Not only does she help run the Noma franchise, she also runs the household, does all the shopping and cooking for six people, throws together last-minute dinners for guests with aplomb. She even managed to write a best-selling cookbook in her spare time.
Redzepi is the daughter of two street musicians. Her parents met in Paris—her Danish mother was an au pair, her father an English street busker. When they weren’t bouncing from one capital to another and living out of cars and cheap hotels, they returned to Tavira, the tiny Portuguese coastal town where Redzepi was born and where her grandparents had bought them a house.
“Every day seemed to revolve around food and eating,” she says. “I remember pomegranates, warm from the sun, their sweetness, the bitterness of the skin, and the bright pink juice running down my arms and hands.” Neighbors would come to trade tomatoes in exchange for their olives, almonds, and eggs. When they were on the road busking, she would get treated to an ice cream. “I always chose rum raisin or mint chocolate, flavors that remind me of France, and that I don’t eat elsewhere.”
She started cooking early on, mostly porridge and scrambled eggs. But she really became obsessed with cooking at eight, when she happened upon the BBC show Ready Steady Cook as she lay sick in bed. “I was blown away that they could cook three dishes in twenty minutes, and I just grabbed my notepad and wrote everything down.” She felt hungry for the first time in five days.
Back in Copenhagen, where her aunt lived, Redzepi started working as a waitress at Noma when she was 19 and met René by chance when she got lost looking for linens on her third shift. He offered to help her. Clueless as to who he was, Redzepi asked how long he had been working there.

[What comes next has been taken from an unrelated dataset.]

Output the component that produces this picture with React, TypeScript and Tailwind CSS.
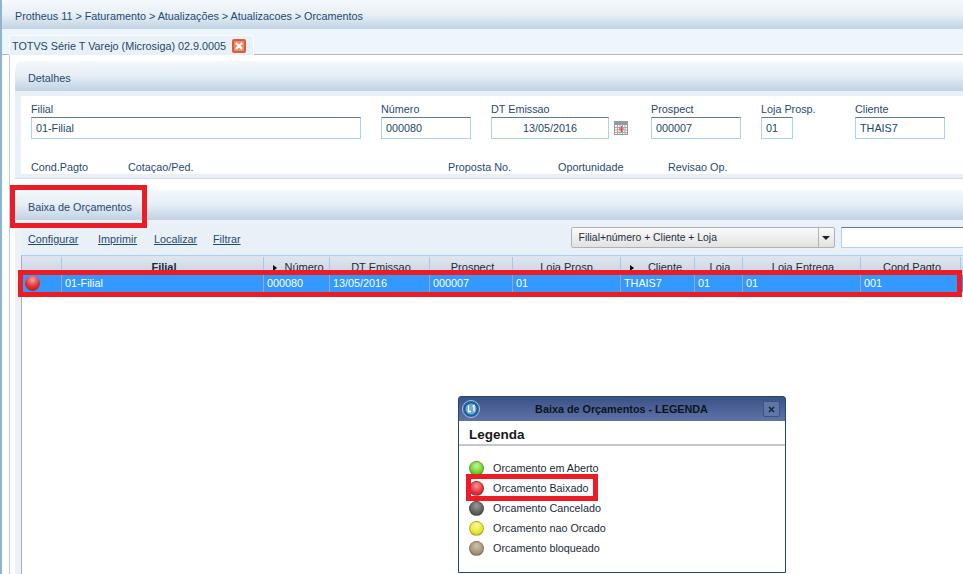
import React from 'react';

const font = 'font-["Liberation_Sans",Arial,sans-serif]';

const columns = [
  { label: '', value: '', width: 'w-[40px]' },
  { label: 'Filial', value: '01-Filial', width: 'w-[202px]', bold: true },
  { label: 'Número', value: '000080', width: 'w-[66px]', arrow: true },
  { label: 'DT Emissao', value: '13/05/2016', width: 'w-[100px]' },
  { label: 'Prospect', value: '000007', width: 'w-[83px]' },
  { label: 'Loja Prosp.', value: '01', width: 'w-[108px]' },
  { label: 'Cliente', value: 'THAIS7', width: 'w-[74px]', arrow: true },
  { label: 'Loja', value: '01', width: 'w-[48px]' },
  { label: 'Loja Entrega', value: '01', width: 'w-[118px]' },
  { label: 'Cond.Pagto', value: '001', width: 'w-[100px]' },
];

const legend = [
  { label: 'Orcamento em Aberto', color: 'bg-[radial-gradient(circle_at_50%_30%,#c4f59a,#6fd02c_60%,#4f9a25)]' },
  { label: 'Orcamento Baixado', color: 'bg-[radial-gradient(circle_at_50%_30%,#f59a9a,#e0303c_60%,#a82a30)]' },
  { label: 'Orcamento Cancelado', color: 'bg-[radial-gradient(circle_at_50%_30%,#9a9a9a,#5f5f5f_60%,#454545)]' },
  { label: 'Orcamento nao Orcado', color: 'bg-[radial-gradient(circle_at_50%_30%,#f8f8a0,#e6e62a_60%,#a8a830)]' },
  { label: 'Orcamento bloqueado', color: 'bg-[radial-gradient(circle_at_50%_30%,#cfc2a8,#a8957a_60%,#7d6e58)]' },
];

const Field = ({ label, value, width, center }: { label: string; value: string; width: string; center?: boolean }) => (
  <div className={width}>
    <div className="h-[21px] pt-[7px] text-[10.8px] leading-[12px] text-[#1f4a73]">{label}</div>
    <div className={`h-[22px] border border-[#a9d2f8] border-t-[#5d7b96] bg-white text-[10.8px] leading-[20px] text-[#24466a] ${center ? 'text-center' : 'pl-[4px]'}`}>
      {value}
    </div>
  </div>
);

const CalendarIcon = () => (
  <svg width="14" height="14" viewBox="0 0 14 14" className="ml-[5px] mt-[4px] shrink-0">
    <rect x="0.5" y="0.5" width="13" height="13" fill="#fafafa" stroke="#9a9a9a" />
    <rect x="1" y="1" width="12" height="3" fill="#8d9cab" />
    <path d="M1 6.5H13M1 9H13M1 11.5H13M3.5 4V13M6 4V13M8.5 4V13M11 4V13" stroke="#a8a8a8" strokeWidth="1" />
    <path d="M7.5 5V11M5 8H10" stroke="#f04848" strokeWidth="1.2" />
  </svg>
);

const SectionHeader = ({ title }: { title: string }) => (
  <div className="h-[30px] rounded-tl-[8px] bg-gradient-to-b from-[#f3f8fc] via-[#e6eef5] to-[#bfd2e3] pl-[13px] pt-[11px] text-[10.8px] leading-[12px] text-[#1f4a73]">
    {title}
  </div>
);

const Light = ({ color }: { color: string }) => (
  <span className={`block h-[15px] w-[15px] shrink-0 rounded-full border border-[#00000030] ${color}`} />
);

const App = () => {
  return (
    <div className={`relative flex h-[574px] w-[963px] overflow-hidden bg-white ${font}`}>
      <div className="w-[2px] shrink-0 bg-[#8fb4d2]" />
      <div className="flex min-w-0 flex-1 flex-col">
        <div className="h-[29px] shrink-0 rounded-tl-[6px] bg-gradient-to-b from-[#f4f9fd] via-[#e8f0f6] to-[#bfd2e4] pl-[13px] pt-[10px] text-[10.8px] leading-[12px] text-[#1f4a73]">
          Protheus 11 &gt; Faturamento &gt; Atualizações &gt; Atualizacoes &gt; Orcamentos
        </div>

        <div className="h-[26px] shrink-0 border-b border-[#b4b9bd] bg-[#eef6fd] pl-[7px] pt-[6px]">
          <div className="flex h-[20px] w-[245px] items-center rounded-t-[3px] border-x border-t border-[#fbfdff] bg-[#e9f1f8] pl-[2px] text-[10.8px] leading-[12px] text-[#24466a]">
            TOTVS Série T Varejo (Microsiga) 02.9.0005
            <span className="ml-[6px] flex h-[14px] w-[14px] items-center justify-center rounded-[2px] border-2 border-[#df5a3e] bg-[#ee9066]">
              <svg width="8" height="8" viewBox="0 0 8 8">
                <path d="M1 1L7 7M7 1L1 7" stroke="#fff" strokeWidth="2.2" />
              </svg>
            </span>
          </div>
        </div>

        <div className="ml-[7px] flex min-h-0 flex-1 flex-col border-l border-[#c4c9ce] pl-[5px] pt-[6px]">
          <SectionHeader title="Detalhes" />
          <div className="h-[88px] shrink-0 border-b border-[#d3dce6] bg-[#e9f0f7] pl-[6px] pt-[5px]">
            <div className="h-[78px] bg-white pl-[10px]">
              <div className="flex gap-5">
                <Field label="Filial" value="01-Filial" width="w-[330px]" />
                <Field label="Número" value="000080" width="w-[90px]" />
                <div className="flex w-[140px]">
                  <Field label="DT Emissao" value="13/05/2016" width="w-[118px]" center />
                  <div className="pt-[21px]">
                    <CalendarIcon />
                  </div>
                </div>
                <Field label="Prospect" value="000007" width="w-[90px]" />
                <Field label="Loja Prosp." value="01" width="w-[74px] [&>div:last-child]:w-[32px]" />
                <Field label="Cliente" value="THAIS7" width="w-[90px]" />
              </div>
              <div className="flex pt-[22px] text-[10.8px] leading-[12px] text-[#1f4a73]">
                <span className="w-[97px]">Cond.Pagto</span>
                <span className="w-[320px]">Cotaçao/Ped.</span>
                <span className="w-[110px]">Proposta No.</span>
                <span className="w-[110px]">Oportunidade</span>
                <span>Revisao Op.</span>
              </div>
            </div>
          </div>

          <div className="mt-[11px] shrink-0">
            <SectionHeader title="Baixa de Orçamentos" />
          </div>
          <div className="flex min-h-0 flex-1 flex-col bg-[#edf2f8] pl-[6px] pt-[5px]">
            <div className="flex h-[30px] shrink-0 items-start bg-[#e9f0f7] pl-[7px] pt-[2px]">
              <div className="flex pt-[6px] text-[10.8px] leading-[12px] text-[#1f4a73] underline">
                <span className="w-[70px]">Configurar</span>
                <span className="w-[56px]">Imprimir</span>
                <span className="w-[59px]">Localizar</span>
                <span>Filtrar</span>
              </div>
              <div className="ml-[330px] flex h-[21px] w-[264px] shrink-0 items-center rounded-[2px] border border-[#b2b2b2] bg-gradient-to-b from-[#fafafa] to-[#e2e2e2] pl-[7px] text-[10.4px] text-[#1f2f3f]">
                <span className="flex-1">Filial+número + Cliente + Loja</span>
                <span className="flex h-full w-[16px] items-center justify-center border-l border-[#b2b2b2]">
                  <span className="h-0 w-0 border-x-[4px] border-t-[4px] border-x-transparent border-t-[#222]" />
                </span>
              </div>
              <div className="ml-[6px] h-[21px] w-[130px] shrink-0 border border-[#a9d2f8] border-t-[#5d7b96] bg-white" />
            </div>
            <div className="min-h-0 flex-1 border-l border-t border-[#a7b0b9] border-t-[#a9d2f8] bg-white">
              <div className="flex h-[19px] border-t border-[#dbe3ec] bg-gradient-to-b from-[#dfe6ee] to-[#c9d4e2]">
                {columns.map((c, i) => (
                  <div
                    key={i}
                    className={`relative shrink-0 overflow-hidden border-r border-[#9fcbf7] pl-[3px] text-center text-[11px] leading-[20px] text-[#1c2a38] ${c.width} ${c.bold ? 'font-bold' : ''}`}
                  >
                    {c.arrow && (
                      <span className="absolute left-[9px] top-[8px] h-0 w-0 border-y-[3px] border-l-[4px] border-y-transparent border-l-black" />
                    )}
                    <span className={c.arrow ? 'pl-[12px]' : ''}>{c.label}</span>
                  </div>
                ))}
              </div>
              <div className="flex h-[17px] bg-[#3399ff]">
                {columns.map((c, i) => (
                  <div
                    key={i}
                    className={`flex shrink-0 items-center overflow-hidden border-r border-[#9aa7b4] pl-[3px] text-[10.8px] text-white ${c.width}`}
                  >
                    {i === 0 ? (
                      <span className="block h-[15px] w-[15px] rounded-full bg-[radial-gradient(circle_at_50%_25%,#f8a0a0,#e02a30_55%,#a81c20)]" />
                    ) : (
                      c.value
                    )}
                  </div>
                ))}
              </div>
            </div>
          </div>
        </div>
      </div>

      {/* red highlight marks drawn over the screen */}
      <div className="absolute left-[10px] top-[185px] h-[43px] w-[137px] border-[5px] border-[#ed1c24]" />
      <div className="absolute left-[18px] top-[270px] h-[27px] w-[944px] border-[5px] border-[#ed1c24]" />

      {/* legend dialog */}
      <div className="absolute left-[458px] top-[396px] h-[177px] w-[328px] rounded-t-[3px] border border-[#1f4a6e] bg-white">
        <div className="flex h-[24px] items-center bg-gradient-to-b from-[#3c5186] to-[#5e73a6] pl-[3px] pr-[5px]">
          <svg width="18" height="18" viewBox="0 0 18 18" className="shrink-0">
            <circle cx="9" cy="9" r="8.5" fill="#1f5f9e" stroke="#a9c4dc" />
            <circle cx="9" cy="9" r="5.5" fill="#6fa8d8" />
            <path d="M6.5 5.5V11.5H9M10.5 6.5L12 5.5V11.5" fill="none" stroke="#fff" strokeWidth="1.3" />
          </svg>
          <div className="flex-1 text-center text-[10.8px] font-bold text-[#0d1420]">Baixa de Orçamentos - LEGENDA</div>
          <span className="flex h-[16px] w-[17px] items-center justify-center rounded-[2px] border border-[#3f5284] bg-[#6076a9]">
            <svg width="7" height="7" viewBox="0 0 7 7">
              <path d="M1 1L6 6M6 1L1 6" stroke="#1c2738" strokeWidth="1.6" />
            </svg>
          </span>
        </div>
        <div className="h-[25px] border-b-[2px] border-[#c8c8c8] pl-[10px] pt-[6px] text-[13.5px] font-bold leading-[16px] text-[#1a1a1a]">
          Legenda
        </div>
        <div className="flex flex-col pl-[10px] pt-[12px]">
          {legend.map((l) => (
            <div key={l.label} className="flex h-[20px] items-center gap-[9px] text-[10.8px] text-[#1c2a38]">
              <Light color={l.color} />
              {l.label}
            </div>
          ))}
        </div>
      </div>
      <div className="absolute left-[466px] top-[474px] h-[27px] w-[132px] border-[5px] border-[#ed1c24]" />
    </div>
  );
};

export default App;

“From the beginning,” he replied. “You know this is my place, right?” She blushed, went back to work, and replayed the conversation in her head throughout that evening. A month later at a staff party, he threw a piece of bread at her from across the room. The rest is history, she says.
Influenced by her nomadic childhood, her cooking style is eclectic—she’s a fan of big flavor and light ingredients, and not averse to experimenting with whatever her husband brings home. “I love playing around with things like chicken-wing garum and different ferments—they make everything taste so delicious and satisfying.”
She does all this from the Redzepi household’s warm, lived-in kitchen, with its wooden countertops, fireplace, brass sink, and exposed beams. And although her newfound fame has made her an instant celebrity, the guests who have been at their home have always known that Redzepi is much, much more than the wife of a great chef.
Smoked chili peppers, a gift from a Mexican friend
Cheese, from Paul Cunningham, an English chef in Copenhagen
Royal Belgian caviar—“I honestly like to eat it on really good potato chips with 50 percent full-fat crème fraîche.”
Sun-dried tomatoes, from a former Noma chef
Leftover chicken—“We probably have chicken once a week with roast potatoes.”
Pumpkin seed miso
Kelp salt—“It’s great on steamed rice with some chili de arbol. I even like it on plain yogurt.”
Eggs—“They’re from a woman who used to be my mother’s boss. She had a house in the country and would bring extra eggs to sell to the staff. My mom started buying them for us. René tasted them and wanted them at the restaurant.”
Garum protein—“René brings them home from the restaurant’s fermentation lab.”
Nomite—a Marmite experiment from Noma’s Australia pop-up. “Being half English, I grew up with Marmite. When I feel a little nostalgic, I like to eat it on buttered toast with soft-boiled eggs. Actually, buttered toast with Marmite and caviar is also quite delicious.”
Homemade hot sauce—“René and I made it together.”
Egg whites, for the financier cake
Applesauce—“I always make homemade applesauce. The apples come from the communal courtyard where we live.”
Philadelphia cream cheese—“I’m the only one who eats this.”
Mozzarella, leftover from a playgroup—“I asked my daughter what she wanted to have for dinner and she wanted them all to make their own pizza.”